1er décembre 2001 Premières franges au VLTI et application aux Céphéides

Le lundi 29 Octobre 2001, les premières franges ont été obtenues avec l’interféromètre optique VLTI (ESO-VLT), en combinant la lumière venant des deux grands télescopes de 8m ANTU (UT1) et MELIPAL (UT3) dans l’instrument VINCI, à Paranal. Les jours suivants, des mesures interférométriques ont été faites sur plusieurs objets astronomiques, y compris des naines rouges, des étoiles variables supermassive, et des Céphéides.
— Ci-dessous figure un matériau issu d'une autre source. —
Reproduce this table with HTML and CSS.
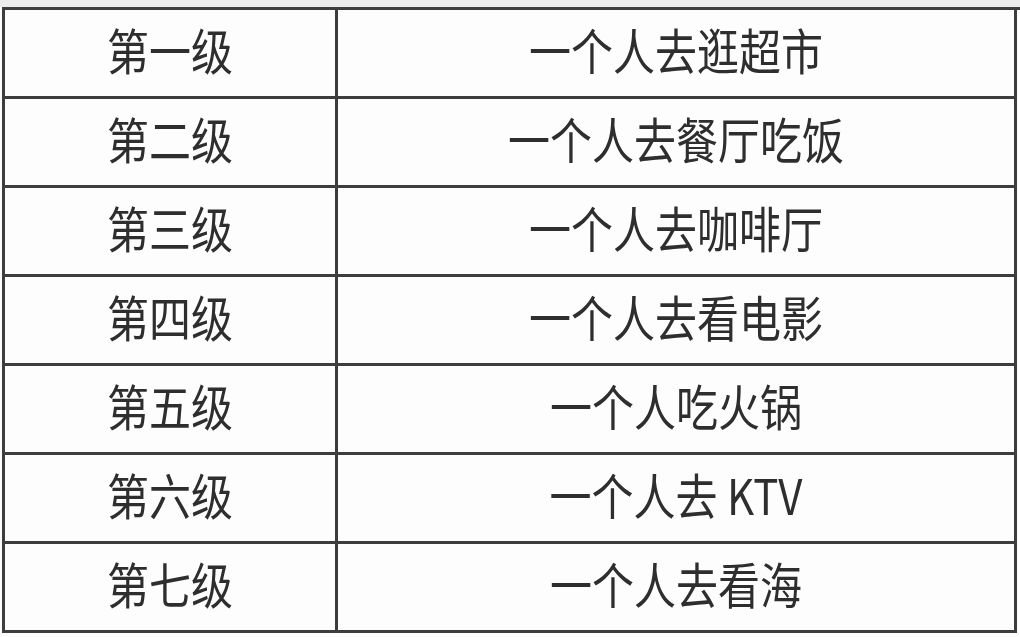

Pierre Kervella, de l’Observatoire de Paris-Meudon, et ses collaborateurs, reviennent sur ces moments passionnants, et présentent l’importance des résultats pour les Céphéides. Le "Very Large Telescope" (VLT) de l’ ESO au Cerro Paranal (2635 m) dans le nord du Chili, se compose de quatre grands télescopes, qui sont censés être utilisés dans un mode interférométrique, le VLTI.

Le VLT ("Very Large Telescope") de l’ESO à Paranal (Chili) se compose de quatre télescopes de 8.2m de diamètre chacun, qui sont visibles sur cette photographie, prise au coucher du soleil. Pour le projet interférométrique, sont prévus également des télescopes auxiliaires, de 1.8m de diamètre. Cliquez sur la photo pour l’agrandir.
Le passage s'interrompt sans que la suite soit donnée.